İşgücü istatistiklerinde artık bayatlamış "şapkadan tavşan çıkarma" numaraları da sürdürülecek, istihdam ve işsizlik birlikte düşmeye devam edecek gözüküyor. 9 Temmuz 2020'de, yani işgücü istatistiklerinin açıklanmasından bir gün önce, TELE-1 programımda "işsizlik verilerinde Nisan'da da manipülasyon beklenmesi gerektiğini, Mart verileri için olduğu gibi işgücüne katılma oranlarının tekrar düşürülmesi üzerinden (Mart için yüzde 48,4 olan bu oranın mesela yüzde 47'ye çekilerek) istihdam krizinin tepe noktası olan Nisan'da bile işsizlik oranının aşağıya çekilebileceğini ifade etmiştim. Nitekim 10 Temmuz'da açıklanan Nisan verilerine göre tam da böyle oldu; işgücüne katılma oranı yüzde 47,2 olarak açıklanınca işsizlik oranı da yüzde 12,8'e gerileyiverdi! Oysa artık temel bir referans kaynağı olan DİSK-AR'a göre geniş tanımlı işsizlik oranı Nisan için yüzde 28,7'dir. (Hatta DİSK-AR'a göre, "eşdeğer tam zamanlı çalışma süreleri" üzerinden hesap yapıldığında, bu oran yüzde 52,2 olacaktır).
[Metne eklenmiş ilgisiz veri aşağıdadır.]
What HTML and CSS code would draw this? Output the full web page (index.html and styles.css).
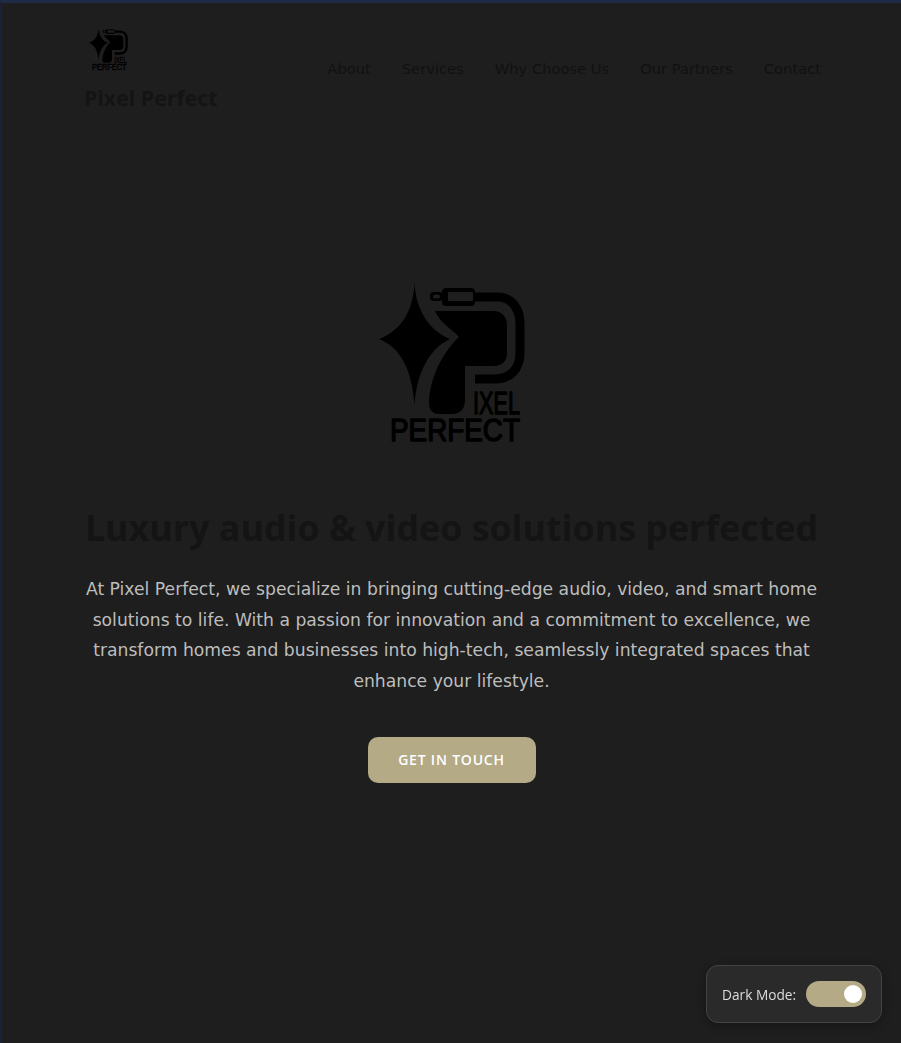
FILE: index.html
```html
<!DOCTYPE html>
<html lang="en">
<head>
    <meta charset="UTF-8">
    <meta name="viewport" content="width=device-width, initial-scale=1.0">
    <title>Pixel Perfect</title>
    <link rel="stylesheet" href="styles.css">
</head>
<body>
    <svg class="sprite" aria-hidden="true">
        <symbol id="logo" viewBox="0 0 180 190">
            <path d="M54.5 14C56 44 72 63 90 70C72 78 57 100 54.5 136C52 100 40 78 19 70C40 62 53 44 54.5 14Z"/>
            <path d="M75 42H133C142 42 147 48 147 56V84C147 92 142 97 134 97H105V131C105 140 100 145 92 145H79C72 145 69 140 69 134C69 116 78 88 99 68C92 60 80 54 75 42Z"/>
            <path class="cable" d="M115 28H137C152 28 160 40 160 55V84C160 100 150 110 135 110H115"/>
            <rect x="82" y="19" width="33" height="18" rx="4"/>
            <rect class="slot" x="88" y="23" width="25" height="9" rx="1"/>
            <rect x="70" y="23" width="13" height="9" rx="4"/>
            <rect class="slot" x="73" y="25.500" width="7" height="4" rx="2"/>
            <text x="113" y="145" textLength="47" lengthAdjust="spacingAndGlyphs" font-size="31">IXEL</text>
            <text x="30" y="172" textLength="130" lengthAdjust="spacingAndGlyphs" font-size="31">PERFECT</text>
        </symbol>
    </svg>

    <header class="site-header">
        <div class="brand">
            <svg class="brand-logo"><use href="#logo"/></svg>
            <span class="brand-name">Pixel Perfect</span>
        </div>
        <nav class="site-nav">
            <a href="#about">About</a>
            <a href="#services">Services</a>
            <a href="#why">Why Choose Us</a>
            <a href="#partners">Our Partners</a>
            <a href="#contact">Contact</a>
        </nav>
    </header>

    <main class="hero">
        <svg class="hero-logo"><use href="#logo"/></svg>
        <h1>Luxury audio &amp; video solutions perfected</h1>
        <p>At Pixel Perfect, we specialize in bringing cutting-edge audio, video, and smart home solutions to life. With a passion for innovation and a commitment to excellence, we transform homes and businesses into high-tech, seamlessly integrated spaces that enhance your lifestyle.</p>
        <a class="cta" href="#contact">GET IN TOUCH</a>
    </main>

    <div class="theme-toggle">
        <span class="toggle-label">Dark Mode:</span>
        <span class="switch"><span class="knob"></span></span>
    </div>
</body>
</html>
```

FILE: styles.css
```css
html, body {
    height: 100%;
}

body {
    margin: 0;
    box-sizing: border-box;
    min-height: 1043px;
    overflow: hidden;
    background-color: #1e1e1e;
    border-top: 3px solid #1f2a44;
    border-left: 2px solid #1a2138;
    font-family: "Open Sans", sans-serif;
}

.sprite {
    display: none;
}

.cable {
    fill: none;
    stroke: #000;
    stroke-width: 9;
}

.slot {
    fill: #1e1e1e;
}

symbol text {
    font-family: "Liberation Sans Narrow", "Liberation Sans", sans-serif;
    stroke: #000;
    stroke-width: 1.4;
    stroke-linejoin: round;
}

.site-header {
    display: flex;
    justify-content: space-between;
    align-items: center;
    padding: 21px 80px 0 82px;
}

.brand {
    display: flex;
    flex-direction: column;
    align-items: flex-start;
}

.brand-logo {
    width: 48px;
    height: 51px;
    fill: #000;
    margin-bottom: 7px;
}

.brand-name {
    font-size: 21.3px;
    font-weight: 700;
    line-height: 32px;
    color: #141414;
}

.site-nav {
    display: flex;
    gap: 31px;
    margin-top: -2px;
}

.site-nav a {
    font-family: "DejaVu Sans", sans-serif;
    font-size: 14.7px;
    color: #111;
    text-decoration: none;
}

.hero {
    display: flex;
    flex-direction: column;
    align-items: center;
    margin-top: 155px;
    padding: 0 80px;
    text-align: center;
}

.hero-logo {
    width: 180px;
    height: 190px;
    margin-right: 3px;
    fill: #000;
}

.hero h1 {
    margin: 44px 0 0;
    font-size: 35.8px;
    line-height: 48px;
    font-weight: 700;
    color: #141414;
    white-space: nowrap;
}

.hero p {
    width: 745px;
    margin: 23px 0 0;
    font-family: "DejaVu Sans", sans-serif;
    font-size: 17.2px;
    line-height: 30.6px;
    color: #bdbdbd;
}

.cta {
    margin-top: 41px;
    width: 168px;
    height: 46px;
    line-height: 46px;
    border-radius: 10px;
    background-color: #b5aa86;
    color: #fff;
    font-size: 14px;
    font-weight: 600;
    letter-spacing: 0.8px;
    text-decoration: none;
}

.theme-toggle {
    position: fixed;
    right: 19px;
    bottom: 20px;
    box-sizing: border-box;
    width: 176px;
    height: 58px;
    display: flex;
    align-items: center;
    gap: 10px;
    padding: 0 15px;
    background-color: #2a2a2a;
    border: 1px solid #444;
    border-radius: 12px;
    box-shadow: 0 2px 10px rgba(0, 0, 0, 0.3);
    font-size: 13.7px;
    color: #ddd;
}

.toggle-label {
    white-space: nowrap;
}

.switch {
    flex-shrink: 0;
    display: flex;
    justify-content: flex-end;
    align-items: center;
    box-sizing: border-box;
    width: 60px;
    height: 26px;
    padding-right: 4px;
    border-radius: 13px;
    background-color: #b5aa86;
}

.knob {
    width: 18px;
    height: 18px;
    border-radius: 50%;
    background-color: #fff;
}
```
Peki iktidarın veri çarpıtmalarının toplumdaki etkisi beklediği gibi mi? Enflasyon konusunda Metropol Araştırma şirketince yapılan araştırmalar, AKP tabanının yüzde 75, MHP tabanının yüzde 90  oranında bu verilere inanmadığını gösteriyor. İşsizlik verilerinin güvenilmezliği konusunda da benzer kanılar yaygındır. İnsanların kendi hanelerinde, akrabalarında ve komşularında gözleriyle gördükleri istihdam çöküntüsünü, iktidarın çarpıtılmış verileri üzerinden olumluya çevirmeleri mümkün değildir. Bu nedenle böyle dönemlerde, sahte gündemler yanında, rejime özgü bazı gündemleri kasıtlı olarak tam bu zamana denk getirmeler görülür. 

Ama daha fazlası, devletin zor gücünün kullanılması ve özellikle RTÜK üzerinden bağımsız medyanın sorgulayıcı yayınlarının engellenmesidir. Bu arada, gazetecilerin, siyasetçilerin, sanatçıların, hatta bazı sermayedarların soruşturulması ve tutuklanması da, 20. Yüzyıl faşizmlerinden beri çok iyi bilinen gözdağı operasyonlarının parçasıdır.

Sonuç

İktidar için söylenir ama muhalefet için de doğrudur: Muhalefet yakınma yeri değildir. Siyasi muhafelette olmak, geleceğin inşası sorumluluğundan kaçınmanın bahanesi olamaz. Cumhuriyet ve Aydınlanma düşmanlığı üzerinden yeni bir rejim inşasına girişenlerin gündemine hapsolma yeri olamaz. Sürekli kale surları içine çekilerek ve kale burçlarından kafasını bile çıkarmadan kuşatmanın kalkmasını bekleyerek zafere ulaşılamaz. İktidardan korkarak iktidara ulaşılamaz. Muhalefeti gerçek bir muhalefet yapacak şey, gündem belirleme gücü olacaktır. Bu da ancak yeni bir toplum projeniz varsa mümkündür.